Security officers “physically removed him from the building like a criminal,” one said.
“It happened in front of customers and employees,” said another.
Losing DiMedio, Sr., who’d run the business for 45 years, in such a fashion, set a sour tone among some staffers for the installation of new CEO Michael L. Sullivan.
(Reached for this story, Sullivan declined comment, citing the conclusion of his tenure with the company and a wish to not complicate its future prospects.)
But it was under Sullivan, who had never previously managed a lumber business, that DuBell began to pursue the consolidation of its operations at a site on Mt. Ephraim Avenue in Camden City.
DuBell’s application to the New Jersey Economic Development Authority (EDA) stated that without the assistance of some $18 million in tax credits, it could pursue a cheaper headquarters in Delaware, taking 92 jobs with it.
That strategy didn’t seem to make sense for a building company with nearly a century’s worth of business in seven South Jersey locations, but EDA approved the proposal nonetheless.
(That application alone, and the acquisition of the proposed site of that headquarters, kicked out two viable Camden businesses there.
(The deal was never consummated, however, and the tax credits are set to expire in the summer.)
Along the way, spending picked up under Sullivan, so much so that DuBell, which had navigated the economic downturn of 2008 without layoffs, was locked into what one longtime former employee termed “an unsustainable debt structure.
“He acted like it was a turnaround,” the employee said. “There was nothing to turn around.”
That sent red flags to its creditors sufficient for them to enact financial oversight of the business. In doing that, DuBell lost the flexibility to reinvest in its inventory, which pushed the company to the brink.

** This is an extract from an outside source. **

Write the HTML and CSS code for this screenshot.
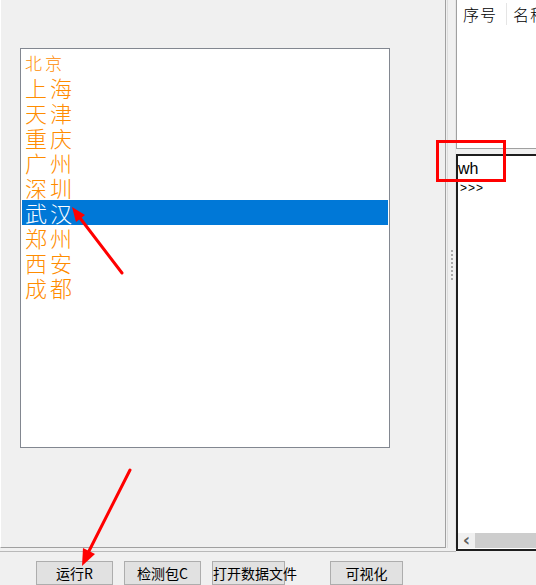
FILE: index.html
```html
<!DOCTYPE html>
<html lang="zh">
<head>
  <meta charset="UTF-8">
  <title>城市列表</title>
  <link rel="stylesheet" href="styles.css">
</head>
<body>
  <div class="main">
    <div class="left-side">
      <div class="left-pane">
        <ul class="city-list">
          <li class="small">北京</li>
          <li>上海</li>
          <li>天津</li>
          <li>重庆</li>
          <li>广州</li>
          <li>深圳</li>
          <li class="selected">武汉</li>
          <li>郑州</li>
          <li>西安</li>
          <li>成都</li>
        </ul>
      </div>
      <div class="splitter">
        <div class="grip"></div>
      </div>
    </div>

    <div class="right-side">
      <div class="table-pane">
        <div class="table-head">
          <div class="cell first">序号</div>
          <div class="cell">名称</div>
        </div>
      </div>
      <div class="console">
        <div class="console-text">
          <div class="input-line">wh</div>
          <div class="prompt">&gt;&gt;&gt;</div>
        </div>
        <div class="hscroll">
          <span class="arrow-btn">&lsaquo;</span>
          <span class="thumb"></span>
        </div>
      </div>
    </div>
  </div>

  <div class="toolbar">
    <button class="btn">运行R</button>
    <button class="btn">检测包C</button>
    <button class="btn narrow">打开数据文件</button>
    <button class="btn narrow spaced">可视化</button>
  </div>

  <!-- annotation marks drawn over the window -->
  <svg class="marks" width="536" height="585" viewBox="0 0 536 585">
    <line x1="122" y1="273" x2="80" y2="218" stroke="#ff0000" stroke-width="3" stroke-linecap="round"/>
    <polygon points="72,207 85,215 76,222" fill="#ff0000"/>
    <line x1="130" y1="470" x2="89" y2="551" stroke="#ff0000" stroke-width="3" stroke-linecap="round"/>
    <polygon points="82,566 95,554 83,548" fill="#ff0000"/>
    <rect x="437.5" y="141.5" width="67" height="39" fill="none" stroke="#ff0000" stroke-width="3"/>
  </svg>
</body>
</html>
```

FILE: styles.css
```css
body {
  margin: 0;
  width: 536px;
  height: 585px;
  overflow: hidden;
  background-color: #f0f0f0;
  font-family: "Noto Sans CJK SC", "Liberation Sans", sans-serif;
  position: relative;
}

.main {
  display: flex;
  height: 552px;
}

.left-side {
  display: flex;
  width: 456px;
  height: 552px;
  box-sizing: border-box;
  border-bottom: 1px solid #b9b9b9;
}

.left-pane {
  width: 446px;
  height: 548px;
  box-sizing: border-box;
  border-right: 1px solid #a0a0a0;
  border-bottom: 1px solid #a0a0a0;
  border-left: 1px solid #ffffff;
  padding: 48px 0 0 19px;
}

.city-list {
  list-style: none;
  margin: 0;
  padding: 1px;
  width: 370px;
  height: 400px;
  box-sizing: border-box;
  background-color: white;
  border: 1px solid #828790;
}

.city-list li {
  height: 25px;
  line-height: 25px;
  padding-left: 3px;
  font-size: 22px;
  font-weight: 300;
  letter-spacing: 3px;
  color: #ff8c00;
  white-space: nowrap;
}

.city-list li.small {
  font-size: 17px;
  letter-spacing: 3px;
}

.city-list li.selected {
  background-color: #0078d7;
  color: white;
}

.splitter {
  flex: 1;
  border-left: 1px solid #dcdcdc;
  margin-left: 1px;
  display: flex;
  justify-content: center;
  padding-top: 250px;
  box-sizing: border-box;
  height: 548px;
  border-right: 1px solid #e6e6e6;
}

.grip {
  width: 2px;
  height: 30px;
  background-image: repeating-linear-gradient(#a8a8a8 0 2px, transparent 2px 4px);
}

.right-side {
  width: 80px;
  display: flex;
  flex-direction: column;
}

.table-pane {
  height: 149px;
  box-sizing: border-box;
  background-color: white;
  border-left: 1px solid #a0a0a0;
  border-bottom: 1px solid #a0a0a0;
}

.table-head {
  display: flex;
  height: 28px;
}

.table-head .cell {
  flex-shrink: 0;
  font-size: 16px;
  font-weight: 300;
  letter-spacing: 1px;
  line-height: 28px;
  padding-left: 6px;
  white-space: nowrap;
  color: #000;
}

.table-head .cell.first {
  width: 50px;
  box-sizing: border-box;
  padding-left: 6px;
  border-right: 1px solid #e5e5e5;
  margin: 3px 0;
  line-height: 22px;
}

.console {
  margin-top: 5px;
  height: 397px;
  box-sizing: border-box;
  background-color: white;
  border-left: 2px solid #1e1e1e;
  border-top: 2px solid #1e1e1e;
  border-bottom: 2px solid #1e1e1e;
  display: flex;
  flex-direction: column;
}

.console-text {
  flex: 1;
  padding: 3px 0 0 0;
  font-family: "Liberation Sans", sans-serif;
  color: #000;
}

.input-line {
  font-size: 16px;
  line-height: 20px;
  height: 22px;
}

.prompt {
  font-size: 12px;
  line-height: 14px;
  padding-left: 2px;
  letter-spacing: 1px;
}

.hscroll {
  display: flex;
  height: 15px;
  margin-bottom: 1px;
  background-color: #f0f0f0;
}

.arrow-btn {
  width: 17px;
  text-align: center;
  font-size: 18px;
  line-height: 13px;
  font-weight: bold;
  color: #606060;
  font-family: "DejaVu Sans", sans-serif;
}

.thumb {
  flex: 1;
  background-color: #cdcdcd;
}

.toolbar {
  display: flex;
  padding: 9px 0 0 36px;
  gap: 11px;
}

.btn {
  width: 77px;
  height: 24px;
  padding: 0;
  background-color: #e1e1e1;
  border: 1px solid #adadad;
  font-family: "Noto Sans CJK SC", sans-serif;
  font-size: 14px;
  color: #000;
  white-space: nowrap;
}

.btn.narrow {
  width: 73px;
}

.btn.spaced {
  margin-left: 34px;
}

.marks {
  position: absolute;
  top: 0;
  left: 0;
  pointer-events: none;
}
```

“In this industry, you don’t pay, you don’t get,” said one lumber expert. “You don’t get, you don’t sell, and inventories turn over pretty quickly.”
Sullivan was replaced by John Cusick in August 2018, but by then, the circumstances that had eroded the company’s financial position had long taken root.
“Nothing happens overnight,” said Bambach, who was brought in January 2 to restructure the business.
“Unfortunately, it got to the point where the vendors were starting to shut them down, the bank was not willing to extend any more risk, and the company was not performing,” he said.
Bambach described Cusick as having been “absolutely fabulous with managing what he was handed,” noting, “the problems were well before that.
“But the intent was never to have a liquidation,” Bambach said.
“The intent all along was to sell the business to a company that was in the [lumber] business so the customers wouldn’t get hurt, the employees wouldn’t get hurt, and there was a way forward.
“That was the intent of John Cusick; that was the intent of the shareholders,” he said.
So far, DuBell has rejected offers from suitors seeking to purchase individual divisions of the company, the better to preserve “the highest recall rate of employees who are still available,” Bambach said.
“My priority, the best case, is to try to get back as many jobs as possible by finding a buyer,” he said. “Liquidation is a poor alternative.”
Bambach estimated that as soon as next week, DuBell could come to terms with an existing lumber business to acquire all its assets and rehire as many of its former employees as possible.
Those workers represent the bulk of value to any potential buyer as much as any of the company’s physical assets.
A source familiar with last week’s deal agreed that the biggest turning point of any sale remains the combined knowledge and experience of DuBell workers.
“You can order lots of product,” the source said. “You can create new processes. But there’s people who’ve been there 38 years. You can’t get that kind of experience elsewhere.”